C’est suspicieux. Mais il y a aussi des insuffisances que l’arbitre lui-même assume et qui n’aident pas le désignateur à faire tourner la liste des arbitres pour les clubs. On a aussi des sanctions lourdes qui pénalisent la désignation, obligée de composer avec les mêmes arbitres. La pression des clubs est aussi insupportable et c’est elle qui déclenche une spirale de doute dont l’arbitre est le grand perdant.

Comment faire pour consolider la personnalité des arbitres sur un match ?
C’est un volet capital que la CAF et la Fifa mettent en valeur dans leur politique de formation. La forte personnalité ne s’acquiert pas, pour un arbitre, dans les matches senior, mais beaucoup plus tôt. Il faut détecter les bons arbitres et les aider à imposer leur personnalité dès le début de leurs carrières. Cela a un lien avec tempérament, la vie quotidienne et l’intégration sociale.
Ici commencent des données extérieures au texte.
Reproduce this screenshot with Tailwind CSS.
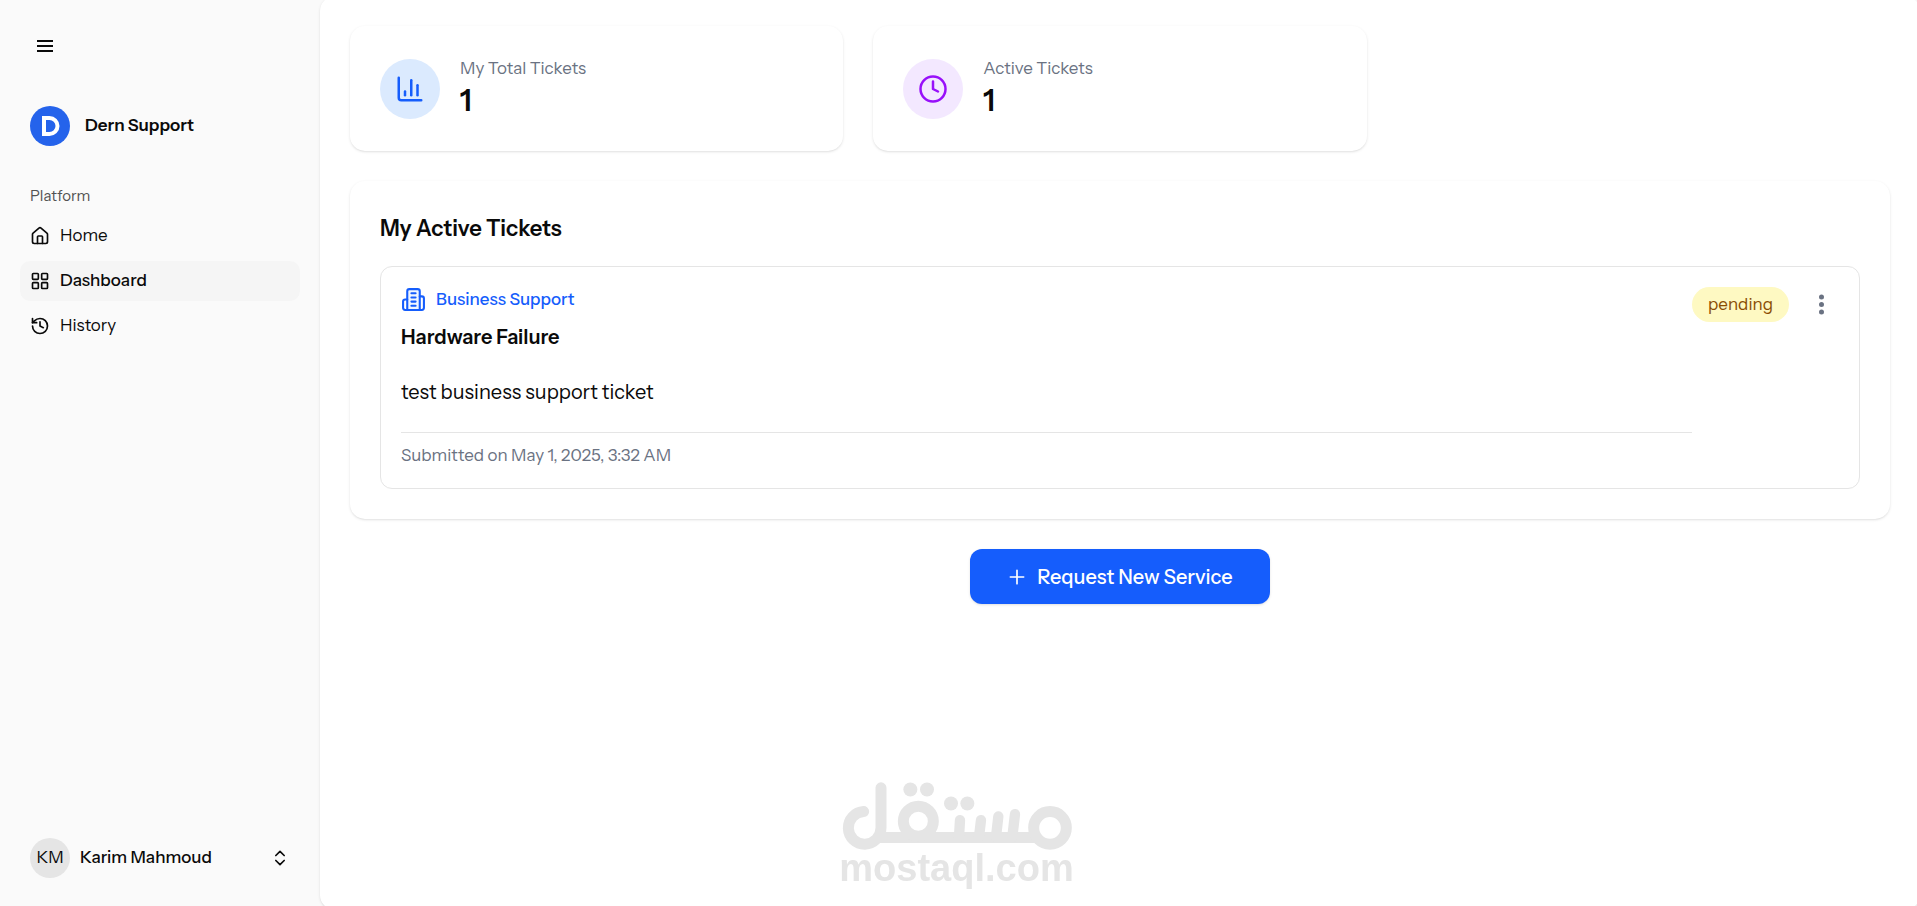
<!DOCTYPE html>
<html lang="en">
  <head>
    <meta charset="UTF-8" />
    <meta name="viewport" content="width=device-width, initial-scale=1.0" />
    <title>Dashboard - Dern Support</title>
    <script src="https://cdn.jsdelivr.net/npm/@tailwindcss/browser@4"></script>
  </head>

  <body class="bg-[#fafafa] font-['Instrument_Sans','Inter',sans-serif] text-neutral-950">
    <div class="flex h-screen overflow-hidden">
      <!-- Sidebar -->
      <aside class="flex w-80 shrink-0 flex-col justify-between p-5">
        <div>
          <button type="button" aria-label="Toggle sidebar" class="grid h-[52px] w-[50px] place-items-center">
            <svg class="size-5" viewBox="0 0 20 20" fill="none" stroke="currentColor" stroke-width="2">
              <path d="M2 5h16M2 10h16M2 15h16" />
            </svg>
          </button>

          <a href="#" class="mt-[34px] flex items-center gap-[15px] px-[10px]">
            <svg class="size-10" viewBox="0 0 40 40">
              <circle cx="20" cy="20" r="20" fill="#2563eb" />
              <path d="M14 12h5.500a8 8 0 0 1 0 16H14z" fill="none" stroke="#fff" stroke-width="4" />
            </svg>
            <span class="text-[17px] font-semibold">Dern Support</span>
          </a>

          <p class="mt-[30px] flex h-10 items-center px-[10px] text-[15px] text-neutral-600">Platform</p>
          <nav class="flex flex-col gap-[5px]">
            <a href="#" class="flex h-10 items-center gap-[10px] rounded-[10px] px-[10px] text-[17px]">
              <svg class="size-5" viewBox="0 0 24 24" fill="none" stroke="currentColor" stroke-width="2" stroke-linecap="round" stroke-linejoin="round">
                <path d="M15 21v-8a1 1 0 0 0-1-1h-4a1 1 0 0 0-1 1v8" />
                <path d="M3 10a2 2 0 0 1 .709-1.528l7-5.999a2 2 0 0 1 2.582 0l7 5.999A2 2 0 0 1 21 10v9a2 2 0 0 1-2 2H5a2 2 0 0 1-2-2z" />
              </svg>
              Home
            </a>
            <a href="#" aria-current="page" class="flex h-10 items-center gap-[10px] rounded-[10px] bg-neutral-100 px-[10px] text-[17px] font-medium">
              <svg class="size-5" viewBox="0 0 24 24" fill="none" stroke="currentColor" stroke-width="2" stroke-linecap="round" stroke-linejoin="round">
                <rect width="7" height="7" x="3" y="3" rx="1" />
                <rect width="7" height="7" x="14" y="3" rx="1" />
                <rect width="7" height="7" x="14" y="14" rx="1" />
                <rect width="7" height="7" x="3" y="14" rx="1" />
              </svg>
              Dashboard
            </a>
            <a href="#" class="flex h-10 items-center gap-[10px] rounded-[10px] px-[10px] text-[17px]">
              <svg class="size-5" viewBox="0 0 24 24" fill="none" stroke="currentColor" stroke-width="2" stroke-linecap="round" stroke-linejoin="round">
                <path d="M3 12a9 9 0 1 0 9-9 9.750 9.750 0 0 0-6.740 2.740L3 8" />
                <path d="M3 3v5h5" />
                <path d="M12 7v5l4 2" />
              </svg>
              History
            </a>
          </nav>
        </div>

        <button type="button" class="flex h-[56px] w-full items-center gap-[10px] px-[10px] text-left">
          <span class="grid size-10 place-items-center rounded-full bg-neutral-200 text-[17px]">KM</span>
          <span class="grow text-[17px] font-medium">Karim Mahmoud</span>
          <svg class="size-5" viewBox="0 0 24 24" fill="none" stroke="currentColor" stroke-width="2" stroke-linecap="round" stroke-linejoin="round">
            <path d="m7 15 5 5 5-5" />
            <path d="m7 9 5-5 5 5" />
          </svg>
        </button>
      </aside>

      <!-- Content -->
      <main class="-my-1 -mr-[3px] flex grow flex-col gap-[30px] rounded-[15px] bg-white p-[30px] shadow-sm">
        <div class="grid grid-cols-3 gap-[30px]">
          <div class="flex h-[125px] items-center gap-5 rounded-[15px] px-[30px] shadow-sm">
            <div class="grid size-[60px] place-items-center rounded-full bg-blue-100 text-blue-600">
              <svg class="size-[30px]" viewBox="0 0 24 24" fill="none" stroke="currentColor" stroke-width="2" stroke-linecap="round" stroke-linejoin="round">
                <path d="M3 3v16a2 2 0 0 0 2 2h16" />
                <path d="M18 17V9" />
                <path d="M13 17V5" />
                <path d="M8 17v-3" />
              </svg>
            </div>
            <div>
              <p class="text-[17px] leading-[25px] text-gray-500">My Total Tickets</p>
              <p class="text-[30px] leading-10 font-semibold">1</p>
            </div>
          </div>
          <div class="flex h-[125px] items-center gap-5 rounded-[15px] px-[30px] shadow-sm">
            <div class="grid size-[60px] place-items-center rounded-full bg-purple-100 text-purple-600">
              <svg class="size-[30px]" viewBox="0 0 24 24" fill="none" stroke="currentColor" stroke-width="2" stroke-linecap="round" stroke-linejoin="round">
                <circle cx="12" cy="12" r="10" />
                <path d="M12 6v6l4 2" />
              </svg>
            </div>
            <div>
              <p class="text-[17px] leading-[25px] text-gray-500">Active Tickets</p>
              <p class="text-[30px] leading-10 font-semibold">1</p>
            </div>
          </div>
        </div>

        <section class="rounded-[15px] p-[30px] shadow-sm">
          <h2 class="mb-5 text-[22px] leading-[35px] font-semibold">My Active Tickets</h2>
          <article class="flex items-start rounded-xl border border-neutral-200 p-5">
            <div class="grow">
              <div class="flex items-center gap-[10px] text-blue-600">
                <svg class="size-[25px]" viewBox="0 0 24 24" fill="none" stroke="currentColor" stroke-width="2" stroke-linecap="round" stroke-linejoin="round">
                  <path class="fill-blue-50" d="M6 22V4a2 2 0 0 1 2-2h8a2 2 0 0 1 2 2v18Z" />
                  <path d="M6 12H4a2 2 0 0 0-2 2v6a2 2 0 0 0 2 2h2" />
                  <path d="M18 9h2a2 2 0 0 1 2 2v9a2 2 0 0 1-2 2h-2" />
                  <path d="M10 6h4" />
                  <path d="M10 10h4" />
                  <path d="M10 14h4" />
                  <path d="M10 18h4" />
                </svg>
                <span class="text-[17px] leading-[25px] font-medium">Business Support</span>
              </div>
              <h3 class="mt-[10px] text-xl leading-[30px] font-semibold">Hardware Failure</h3>
              <p class="mt-[25px] text-xl leading-[30px]">test business support ticket</p>
              <p class="mt-[25px] border-t border-neutral-200 pt-[10px] text-[17px] leading-[25px] text-gray-500">
                Submitted on May 1, 2025, 3:32 AM
              </p>
            </div>
            <div class="flex items-center gap-[15px]">
              <span class="rounded-full bg-yellow-100 px-4 py-[5px] text-[17px] leading-[25px] text-yellow-800">pending</span>
              <button type="button" aria-label="Ticket actions" class="grid size-[35px] place-items-center text-gray-500">
                <svg class="size-[25px]" viewBox="0 0 20 20" fill="currentColor">
                  <path d="M10 6a2 2 0 1 1 0-4 2 2 0 0 1 0 4ZM10 12a2 2 0 1 1 0-4 2 2 0 0 1 0 4ZM10 18a2 2 0 1 1 0-4 2 2 0 0 1 0 4Z" />
                </svg>
              </button>
            </div>
          </article>
        </section>

        <button type="button" class="flex h-[55px] items-center gap-[10px] self-center rounded-xl bg-blue-600 px-[37px] text-xl font-medium text-white shadow-sm">
          <svg class="size-5" viewBox="0 0 24 24" fill="none" stroke="currentColor" stroke-width="2" stroke-linecap="round">
            <path d="M4 12h16M12 4v16" />
          </svg>
          Request New Service
        </button>
      </main>
    </div>

    <!-- Watermark -->
    <div class="pointer-events-none fixed inset-x-0 bottom-5 flex flex-col items-center pr-1 text-[#e5e5e5]">
      <svg class="h-[68px] w-[230px]" viewBox="69 36 690 203" fill="none" stroke="currentColor" stroke-width="33" stroke-linecap="round" stroke-linejoin="round">
        <path d="M134 124a49 49 0 1 0 52 49V53M180 202H650" />
        <circle cx="298" cy="153" r="45" />
        <circle cx="693" cy="173" r="49" />
        <path d="M420 200l3-50M480 200l6-50M531 200l7-61M580 200l8-68" stroke-width="31" />
        <g fill="currentColor" stroke="none">
          <circle cx="274" cy="58" r="21" />
          <circle cx="324" cy="58" r="21" />
          <circle cx="396" cy="100" r="21" />
          <circle cx="445" cy="100" r="21" />
        </g>
      </svg>
      <p class="font-['Liberation_Sans',sans-serif] text-[38px] leading-9 font-bold">mostaql.com</p>
    </div>
  </body>
</html>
Un arbitre confiant et imposant, cela se voit dès les premières 10 minutes du match.

A-t-on les meilleurs arbitres intégrés en liste internationale ?
C’est un dossier sensible qui doit être bien analysé. On a opté pour un rajeunissement dans la liste internationale, on a également des arbitres qui rentrent et sortent aussi vite. Les critères Fifa sont clairs à ce sujet : la régularité et surtout la qualité. On tombe malheureusement, dans certains cas, dans le favoritisme. Mais remarquons une chose : nos arbitres, contestés en Tunisie, s’illustrent bien à l’étranger parce qu’ils sont mis en confiance et sont respectés.

Que pensez-vous du VAR ?
C’est une technique qui peut aider l’arbitre et le soutenir. C’est pour moi un moyen d’équité et de justice pour tous les clubs. Cela diminue les erreurs arbitrales et permet de rendre plus justes les décisions arbitrales. Les gens ne sont pas encore habitués à cela, mais ça va devenir une tradition. C’est conforme à un football sain et où les clubs ne devraient pas être lésés. Il faut toute une équipe d’arbitres VAR et de logistique adéquate pour réussir cette expérience. Il n’y a pas que l’arbitre central qui peut se tromper, il y a aussi les arbitres assistants qui ont des rôles plus importants à jouer pour les actions de l’hors-jeu. Le VAR aide tout le monde.

Parlez-nous enfin de votre expérience à la moviola ?
C’est une expérience enrichissante. On juge des images claires et au ralenti, alors que l’arbitre n’a que quelques secondes pour décider. J’essaye d’expliquer, de montrer les erreurs en toute objectivité et chaque fois que la qualité des images le permet.